3. “Woman, behold thy son! … Behold thy mother!” (John 19:26-27). One among a group of faithful women was the Lord’s own mother. How her heart must have suffered to see her beloved Son come to such an end. Near her stood John the Beloved, one of Christ’s own faithful followers. In putting the two of them together, He ensured His mother would be well taken care of.

4. “My God, my God, why hast thou forsaken me?” (Matthew 27:46). For me this is the most heart-wrenching cry to have been uttered from the Savior’s lips. At this moment He had gone through so much. So much! His life was ending, His body pushed to it’s limits. I think the only thing that kept Him going was His link to the Father, and now it had been removed. Now there was no angel to help support Him, no promise of a return, only darkness.

5. “I thirst” (John 19:28). At the removal of the Father’s light and life, Christ may have felt the physical torment to an even greater degree. Admitting such a base need truly testifies to the agony He was then suffering. Still, when offered, Christ declined, putting His mission before His own needs.
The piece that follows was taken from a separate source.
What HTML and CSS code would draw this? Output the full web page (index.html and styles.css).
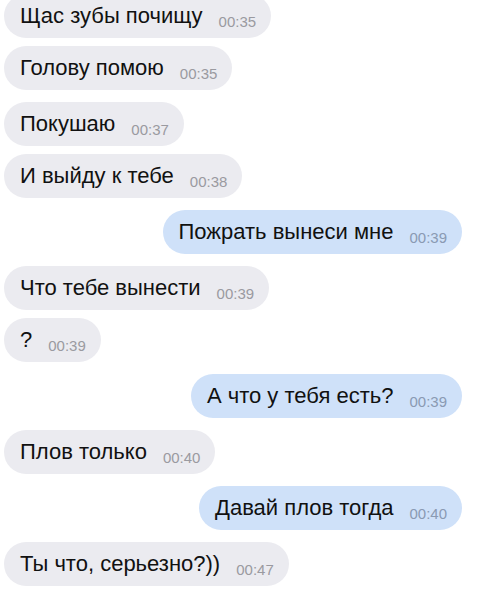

6. “It is finished” (John 19:30). In the footnotes of the King James version of the Bible put out by the Mormon Church we find a slightly different account as translated by inspiration through Joseph Smith. “It is finished, thy will is done.” Herein we see the completion of the Atonement. All that Christ suffered was at the will of the Father. In this moment, this blessed moment, Christ knows He has done all that the Father has asked.

7. “Father, into thy hands I commend my spirit” (Luke 23:46). Christ gave up the ghost. It was His choice. He had power over His own death, as was given to Him by being the literal Son of the Father. Why is this so significant? It wasn’t the chief priests or Roman soldiers who brought about His death. Because of the light and life of the Father, which was in Him, Jesus could have lived on. This was in part the reason the Spirit left Christ, so that He could have total control over when to end His life, of His own free will and choice.

The earth quaked, the veil of the Temple ripped in two, mountains were laid low and valleys became mountains. The earth, and all that was upon it, mourned for the loss of its Creator. But somewhere in the afterlife was a Being who stood in the presence of countless loved ones, free of pain and sin, at last at peace. Only one thing more was required, and those on earth would have to wait three more days to see it happen.